Submitting (l)(3)(A) and (l)(7) Lists to FDA
The BPPT amendments require that an RPS provide a (l)(3)(A) or (l)(7) patent list to FDA no later than 30 days after such a list has been provided by the RPS to a biosimilar applicant. 42 U.S.C. 262(k)(9)(A)(iii). FDA has instructed RPSs to submit those lists (along with a cover letter) to FDA via its Electronic Submissions Gateway, in the form of an Excel spreadsheet having the following fields:
- Reference product BLA number
- Applicant name
- Proprietary name
- Proper name
- Patent number
- Patent expiration date
https://purplebooksearch.fda.gov/faqs#5. An email copy of the cover letter and spreadsheet should also be sent to [email protected]. Id.
For subsequent patent lists, FDA advises RPSs to “[o]nly include additional patents and their corresponding expiration dates in an update submission. Applicants do not need to duplicate information already submitted in an initial list or previous update submission.” Id.
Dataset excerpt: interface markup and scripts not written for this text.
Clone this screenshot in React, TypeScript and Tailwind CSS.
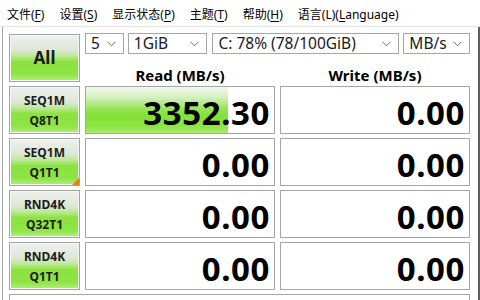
import type { ReactNode } from "react";

const FONT = `"Noto Sans", "Noto Sans CJK SC", sans-serif`;

const menus: { label: string; key: string; rest: string; pre?: string }[] = [
  { pre: "文件(", key: "F", rest: ")", label: "file" },
  { pre: "设置(", key: "S", rest: ")", label: "settings" },
  { pre: "显示状态(", key: "P", rest: ")", label: "view" },
  { pre: "主题(", key: "T", rest: ")", label: "theme" },
  { pre: "帮助(", key: "H", rest: ")", label: "help" },
  { pre: "语言(L)(", key: "L", rest: "anguage)", label: "lang" },
];

const rows = [
  { a: "SEQ1M", b: "Q8T1", read: 3352.3, write: 0, marker: false },
  { a: "SEQ1M", b: "Q1T1", read: 0, write: 0, marker: true },
  { a: "RND4K", b: "Q32T1", read: 0, write: 0, marker: false },
  { a: "RND4K", b: "Q1T1", read: 0, write: 0, marker: false },
];

const BTN =
  "relative border border-[#a3a3a3] shadow-[inset_0_0_0_1px_#f6f8f4] bg-[linear-gradient(to_bottom,#eef1ec_0%,#e1e7db_30%,#bfe99d_45%,#8ce33e_58%,#8de545_85%,#b2ee7c_100%)] flex flex-col items-center justify-center text-[#1c1c1c] font-bold";

function Chevron() {
  return (
    <svg width="9" height="6" viewBox="0 0 9 6" className="shrink-0">
      <path d="M0.5 0.8 L4.5 4.8 L8.5 0.8" fill="none" stroke="#6b6b6b" strokeWidth="1" />
    </svg>
  );
}

function Combo({ w, children }: { w: string; children: ReactNode }) {
  return (
    <div
      className={`${w} h-[21px] border border-[#a6a6a6] bg-white flex items-center justify-between pl-[5px] pr-[7px] text-[15.5px] leading-none text-[#1a1a1a]`}
    >
      <span>{children}</span>
      <Chevron />
    </div>
  );
}

function ValueCell({ value, max }: { value: number; max: number }) {
  const pct = Math.min(100, (value / max) * 100);
  return (
    <div className="relative h-[48px] border border-[#a6a6a6] bg-white overflow-hidden">
      {value > 0 && (
        <div
          className="absolute left-0 top-0 bottom-0 bg-[linear-gradient(to_bottom,#f2f8ee_0%,#d6f0c2_22%,#9ce65f_45%,#84e137_60%,#8be443_85%,#a9ec73_100%)]"
          style={{ width: `${pct}%` }}
        />
      )}
      <div className="relative h-full flex items-center justify-end pr-[4px] pt-[4px] text-[33px] tracking-[0.6px] font-bold leading-none text-black">
        {value.toFixed(2)}
      </div>
    </div>
  );
}

export default function App() {
  return (
    <div
      className="w-[480px] h-[300px] bg-white overflow-hidden flex flex-col"
      style={{ fontFamily: FONT }}
    >
      <div className="h-[27px] shrink-0 flex items-center pl-[7px] pt-[3px] gap-[15px] text-[12px] text-black border-b border-[#e3e3e3]">
        {menus.map((m) => (
          <span key={m.label} className="whitespace-nowrap">
            {m.pre}
            <span className="underline underline-offset-2">{m.key}</span>
            {m.rest}
          </span>
        ))}
      </div>

      <div className="flex-1 ml-[2px] border-l border-[#a8a8a8] border-r-2 border-r-[#5c5f5a] pl-[6px] pt-[7px] pr-[6px]">
        <div className="grid grid-cols-[71px_190px_190px] gap-x-[5px] gap-y-[4px]">
          <div className={`${BTN} h-[48px] text-[17px]`}>All</div>
          <div className="col-span-2 h-[48px] flex flex-col">
            <div className="flex gap-[4px] -mt-[1px]">
              <Combo w="w-[39px]">5</Combo>
              <Combo w="w-[80px]">1GiB</Combo>
              <Combo w="w-[188px] ml-[1px]">C: 78% (78/100GiB)</Combo>
              <Combo w="w-[67px]">MB/s</Combo>
            </div>
            <div className="flex-1 grid grid-cols-2 gap-x-[5px] items-center text-[15px] font-bold text-black">
              <div className="text-center pt-[10px]">Read (MB/s)</div>
              <div className="text-center pt-[10px]">Write (MB/s)</div>
            </div>
          </div>

          {rows.map((r, i) => (
            <div key={i} className="contents">
              <div className={`${BTN} h-[48px] text-[12px] leading-[20px] pt-[1px]`}>
                <span>{r.a}</span>
                <span>{r.b}</span>
                {r.marker && (
                  <span className="absolute right-0 bottom-0 w-0 h-0 border-l-[7px] border-l-transparent border-b-[7px] border-b-[#f07a1e]" />
                )}
              </div>
              <ValueCell value={r.read} max={4450} />
              <ValueCell value={r.write} max={4450} />
            </div>
          ))}

          <div className="col-span-3 h-[20px] border border-[#a6a6a6] bg-white" />
        </div>
      </div>
    </div>
  );
}
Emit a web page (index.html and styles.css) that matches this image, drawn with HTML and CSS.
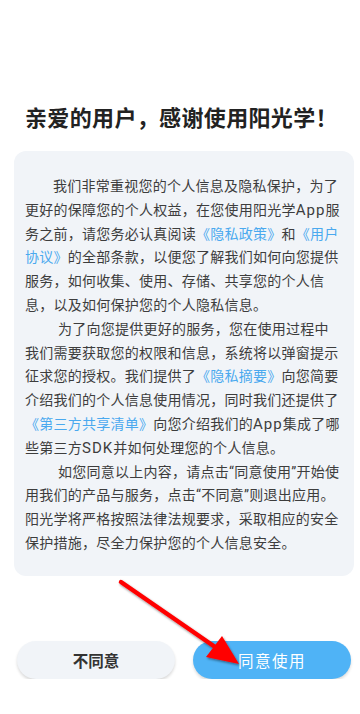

As to when patent listings will start appearing in the Purple Book, FDA indicates that it “will begin publishing patent lists in the Purple Book not later than 180 days after the date of enactment (June 25, 2021), or when FDA has received any such lists from reference product sponsors, whichever is later. FDA subsequently will revise the list on a monthly basis to include any additional initial lists and any updates from subsequent or supplemental lists.” Id.